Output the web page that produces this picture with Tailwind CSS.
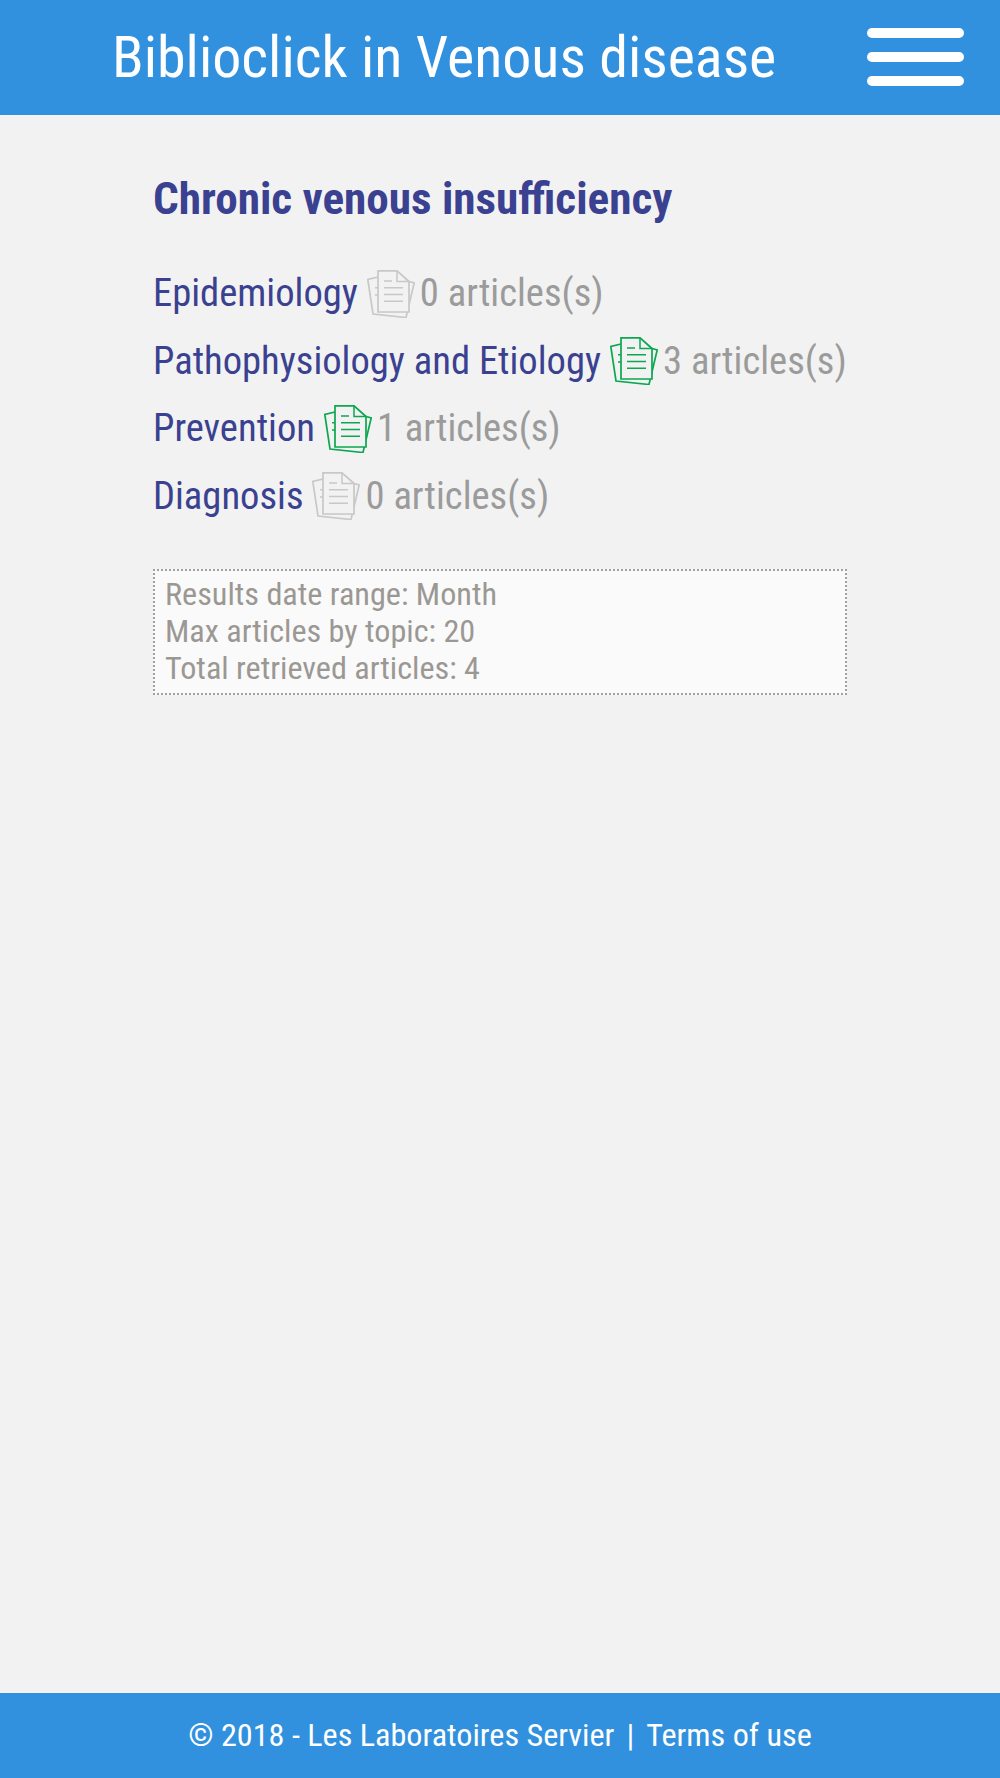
<!DOCTYPE html>
<html lang="en">
<head>
    <meta charset="UTF-8">
    <meta name="viewport" content="width=device-width, initial-scale=1.0">
    <title>Biblioclick in Venous disease</title>
    <script src="https://cdn.jsdelivr.net/npm/@tailwindcss/browser@4"></script>
</head>
<body class="h-[1778px] flex flex-col bg-[#f2f2f2] font-['Roboto',sans-serif] [font-stretch:75%]">
    <header class="h-[115px] bg-[#3191de] flex items-center justify-between pl-[112px] pr-[36px]">
        <h1 class="text-[58px] leading-none text-white mb-[2px]">Biblioclick in Venous disease</h1>
        <button class="w-[97px] flex flex-col gap-[14px] mb-[1px]">
            <span class="block h-[10px] rounded-full bg-white"></span>
            <span class="block h-[10px] rounded-full bg-white"></span>
            <span class="block h-[10px] rounded-full bg-white"></span>
        </button>
    </header>

    <main class="flex-1 px-[153px] pt-[58px]">
        <h2 class="text-[45.2px] leading-[52px] font-bold text-[#3a4190]">Chronic venous insufficiency</h2>

        <ul class="mt-[34px] text-[38.6px] leading-[67.5px] text-[#9b9b9b] whitespace-nowrap">
            <li class="flex items-center gap-[9px]">
                <a class="text-[#3a4190]">Epidemiology</a>
                <svg class="w-[48px] h-[48px] shrink-0 mt-[2px] text-[#c8c8c8]" viewBox="0 0 48 48"><use href="#docs"/></svg>
                <span class="-ml-[4px]">0 articles(s)</span>
            </li>
            <li class="flex items-center gap-[9px]">
                <a class="text-[#3a4190]">Pathophysiology and Etiology</a>
                <svg class="w-[48px] h-[48px] shrink-0 mt-[2px] text-[#0ca750]" viewBox="0 0 48 48"><use href="#docs"/></svg>
                <span class="-ml-[4px]">3 articles(s)</span>
            </li>
            <li class="flex items-center gap-[9px]">
                <a class="text-[#3a4190]">Prevention</a>
                <svg class="w-[48px] h-[48px] shrink-0 mt-[2px] text-[#0ca750]" viewBox="0 0 48 48"><use href="#docs"/></svg>
                <span class="-ml-[4px]">1 articles(s)</span>
            </li>
            <li class="flex items-center gap-[9px]">
                <a class="text-[#3a4190]">Diagnosis</a>
                <svg class="w-[48px] h-[48px] shrink-0 mt-[2px] text-[#c8c8c8]" viewBox="0 0 48 48"><use href="#docs"/></svg>
                <span class="-ml-[4px]">0 articles(s)</span>
            </li>
        </ul>

        <div class="mt-[40px] w-[694px] h-[126px] border-2 border-dotted border-[#a0a0a0] bg-[#fafafa] px-[10px] py-[5px] text-[32.2px] leading-[37px] text-[#9b9894]">
            <p>Results date range: Month</p>
            <p>Max articles by topic: 20</p>
            <p>Total retrieved articles: 4</p>
        </div>
    </main>

    <footer class="h-[85px] bg-[#3191de] flex items-center justify-center gap-[12px] text-[32.2px] text-white">
        <span>© 2018 - Les Laboratoires Servier</span><span>|</span><a>Terms of use</a>
    </footer>

    <svg class="hidden">
        <symbol id="docs" viewBox="0 0 48 48">
            <path d="M11 7 .8 9.5 6 44l33 3.5L47.2 13 42 11.5" stroke-width="1.7" fill="none" stroke="currentColor"/>
            <path d="M11 .8h19L42 11.5V42H11z" stroke-width="1.7" fill="#f2f2f2" stroke="currentColor"/>
            <path d="M30 .8v10.7h12M17 11h8M17 17.7h19M17 24.5h19M17 31.3h19M8 17.7h3M8 25h3" stroke-width="1.5" fill="none" stroke="currentColor"/>
        </symbol>
    </svg>
</body>
</html>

Given exercise:
Quote the data above in full and without alteration; skip the pictures.

Solution to this problem:
Output the web page that produces this picture with Tailwind CSS.
<!DOCTYPE html>
<html lang="en">
<head>
    <meta charset="UTF-8">
    <meta name="viewport" content="width=device-width, initial-scale=1.0">
    <title>Biblioclick in Venous disease</title>
    <script src="https://cdn.jsdelivr.net/npm/@tailwindcss/browser@4"></script>
</head>
<body class="h-[1778px] flex flex-col bg-[#f2f2f2] font-['Roboto',sans-serif] [font-stretch:75%]">
    <header class="h-[115px] bg-[#3191de] flex items-center justify-between pl-[112px] pr-[36px]">
        <h1 class="text-[58px] leading-none text-white mb-[2px]">Biblioclick in Venous disease</h1>
        <button class="w-[97px] flex flex-col gap-[14px] mb-[1px]">
            <span class="block h-[10px] rounded-full bg-white"></span>
            <span class="block h-[10px] rounded-full bg-white"></span>
            <span class="block h-[10px] rounded-full bg-white"></span>
        </button>
    </header>

    <main class="flex-1 px-[153px] pt-[58px]">
        <h2 class="text-[45.2px] leading-[52px] font-bold text-[#3a4190]">Chronic venous insufficiency</h2>

        <ul class="mt-[34px] text-[38.6px] leading-[67.5px] text-[#9b9b9b] whitespace-nowrap">
            <li class="flex items-center gap-[9px]">
                <a class="text-[#3a4190]">Epidemiology</a>
                <svg class="w-[48px] h-[48px] shrink-0 mt-[2px] text-[#c8c8c8]" viewBox="0 0 48 48"><use href="#docs"/></svg>
                <span class="-ml-[4px]">0 articles(s)</span>
            </li>
            <li class="flex items-center gap-[9px]">
                <a class="text-[#3a4190]">Pathophysiology and Etiology</a>
                <svg class="w-[48px] h-[48px] shrink-0 mt-[2px] text-[#0ca750]" viewBox="0 0 48 48"><use href="#docs"/></svg>
                <span class="-ml-[4px]">3 articles(s)</span>
            </li>
            <li class="flex items-center gap-[9px]">
                <a class="text-[#3a4190]">Prevention</a>
                <svg class="w-[48px] h-[48px] shrink-0 mt-[2px] text-[#0ca750]" viewBox="0 0 48 48"><use href="#docs"/></svg>
                <span class="-ml-[4px]">1 articles(s)</span>
            </li>
            <li class="flex items-center gap-[9px]">
                <a class="text-[#3a4190]">Diagnosis</a>
                <svg class="w-[48px] h-[48px] shrink-0 mt-[2px] text-[#c8c8c8]" viewBox="0 0 48 48"><use href="#docs"/></svg>
                <span class="-ml-[4px]">0 articles(s)</span>
            </li>
        </ul>

        <div class="mt-[40px] w-[694px] h-[126px] border-2 border-dotted border-[#a0a0a0] bg-[#fafafa] px-[10px] py-[5px] text-[32.2px] leading-[37px] text-[#9b9894]">
            <p>Results date range: Month</p>
            <p>Max articles by topic: 20</p>
            <p>Total retrieved articles: 4</p>
        </div>
    </main>

    <footer class="h-[85px] bg-[#3191de] flex items-center justify-center gap-[12px] text-[32.2px] text-white">
        <span>© 2018 - Les Laboratoires Servier</span><span>|</span><a>Terms of use</a>
    </footer>

    <svg class="hidden">
        <symbol id="docs" viewBox="0 0 48 48">
            <path d="M11 7 .8 9.5 6 44l33 3.5L47.2 13 42 11.5" stroke-width="1.7" fill="none" stroke="currentColor"/>
            <path d="M11 .8h19L42 11.5V42H11z" stroke-width="1.7" fill="#f2f2f2" stroke="currentColor"/>
            <path d="M30 .8v10.7h12M17 11h8M17 17.7h19M17 24.5h19M17 31.3h19M8 17.7h3M8 25h3" stroke-width="1.5" fill="none" stroke="currentColor"/>
        </symbol>
    </svg>
</body>
</html>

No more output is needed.